GIVEN TASK |
Copy out the listing that follows, exactly, without its pictures.

SOURCE EXCERPT |
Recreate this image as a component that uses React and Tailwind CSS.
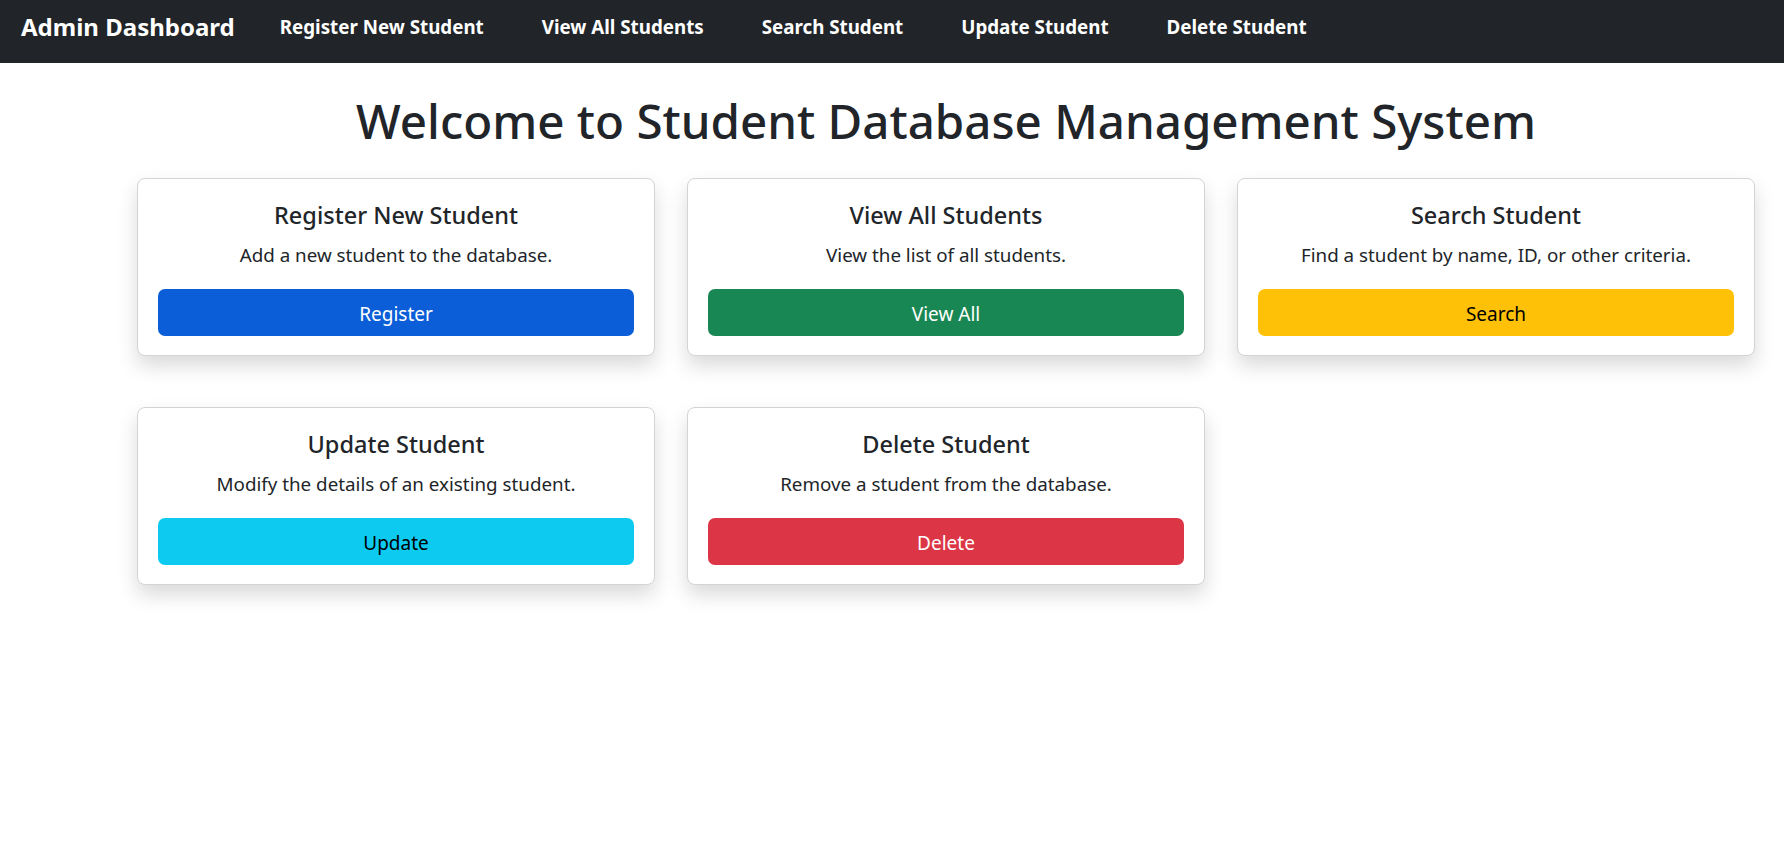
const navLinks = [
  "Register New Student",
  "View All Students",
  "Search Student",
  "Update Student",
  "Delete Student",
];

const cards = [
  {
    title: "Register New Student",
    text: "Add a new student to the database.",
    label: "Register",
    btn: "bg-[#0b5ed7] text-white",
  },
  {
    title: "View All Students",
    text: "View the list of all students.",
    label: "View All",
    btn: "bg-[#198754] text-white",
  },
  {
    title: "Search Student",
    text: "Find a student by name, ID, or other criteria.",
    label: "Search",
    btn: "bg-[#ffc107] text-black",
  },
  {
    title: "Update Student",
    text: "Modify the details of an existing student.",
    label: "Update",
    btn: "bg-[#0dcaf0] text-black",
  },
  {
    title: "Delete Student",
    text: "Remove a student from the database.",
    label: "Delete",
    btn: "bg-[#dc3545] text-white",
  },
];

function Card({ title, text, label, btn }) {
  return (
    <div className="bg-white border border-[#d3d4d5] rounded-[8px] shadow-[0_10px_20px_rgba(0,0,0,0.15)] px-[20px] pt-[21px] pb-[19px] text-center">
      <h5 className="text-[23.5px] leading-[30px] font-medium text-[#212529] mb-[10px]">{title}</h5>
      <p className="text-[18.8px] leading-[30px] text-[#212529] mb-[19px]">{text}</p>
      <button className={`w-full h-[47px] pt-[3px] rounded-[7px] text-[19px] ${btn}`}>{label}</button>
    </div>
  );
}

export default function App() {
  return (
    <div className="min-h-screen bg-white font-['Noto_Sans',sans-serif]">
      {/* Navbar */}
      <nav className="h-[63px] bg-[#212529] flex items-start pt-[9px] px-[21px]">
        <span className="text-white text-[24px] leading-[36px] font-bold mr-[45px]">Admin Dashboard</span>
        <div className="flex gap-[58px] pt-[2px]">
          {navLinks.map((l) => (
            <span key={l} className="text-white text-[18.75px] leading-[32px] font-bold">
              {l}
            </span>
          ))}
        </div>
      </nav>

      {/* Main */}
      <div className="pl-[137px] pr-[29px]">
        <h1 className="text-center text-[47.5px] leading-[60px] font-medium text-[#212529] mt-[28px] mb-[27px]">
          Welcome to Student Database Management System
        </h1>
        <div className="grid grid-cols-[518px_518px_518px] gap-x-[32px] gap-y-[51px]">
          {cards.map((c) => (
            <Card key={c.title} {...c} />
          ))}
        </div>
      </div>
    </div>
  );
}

SOLUTION FOR THIS PROBLEM |
Recreate this image as a component that uses React and Tailwind CSS.
const navLinks = [
  "Register New Student",
  "View All Students",
  "Search Student",
  "Update Student",
  "Delete Student",
];

const cards = [
  {
    title: "Register New Student",
    text: "Add a new student to the database.",
    label: "Register",
    btn: "bg-[#0b5ed7] text-white",
  },
  {
    title: "View All Students",
    text: "View the list of all students.",
    label: "View All",
    btn: "bg-[#198754] text-white",
  },
  {
    title: "Search Student",
    text: "Find a student by name, ID, or other criteria.",
    label: "Search",
    btn: "bg-[#ffc107] text-black",
  },
  {
    title: "Update Student",
    text: "Modify the details of an existing student.",
    label: "Update",
    btn: "bg-[#0dcaf0] text-black",
  },
  {
    title: "Delete Student",
    text: "Remove a student from the database.",
    label: "Delete",
    btn: "bg-[#dc3545] text-white",
  },
];

function Card({ title, text, label, btn }) {
  return (
    <div className="bg-white border border-[#d3d4d5] rounded-[8px] shadow-[0_10px_20px_rgba(0,0,0,0.15)] px-[20px] pt-[21px] pb-[19px] text-center">
      <h5 className="text-[23.5px] leading-[30px] font-medium text-[#212529] mb-[10px]">{title}</h5>
      <p className="text-[18.8px] leading-[30px] text-[#212529] mb-[19px]">{text}</p>
      <button className={`w-full h-[47px] pt-[3px] rounded-[7px] text-[19px] ${btn}`}>{label}</button>
    </div>
  );
}

export default function App() {
  return (
    <div className="min-h-screen bg-white font-['Noto_Sans',sans-serif]">
      {/* Navbar */}
      <nav className="h-[63px] bg-[#212529] flex items-start pt-[9px] px-[21px]">
        <span className="text-white text-[24px] leading-[36px] font-bold mr-[45px]">Admin Dashboard</span>
        <div className="flex gap-[58px] pt-[2px]">
          {navLinks.map((l) => (
            <span key={l} className="text-white text-[18.75px] leading-[32px] font-bold">
              {l}
            </span>
          ))}
        </div>
      </nav>

      {/* Main */}
      <div className="pl-[137px] pr-[29px]">
        <h1 className="text-center text-[47.5px] leading-[60px] font-medium text-[#212529] mt-[28px] mb-[27px]">
          Welcome to Student Database Management System
        </h1>
        <div className="grid grid-cols-[518px_518px_518px] gap-x-[32px] gap-y-[51px]">
          {cards.map((c) => (
            <Card key={c.title} {...c} />
          ))}
        </div>
      </div>
    </div>
  );
}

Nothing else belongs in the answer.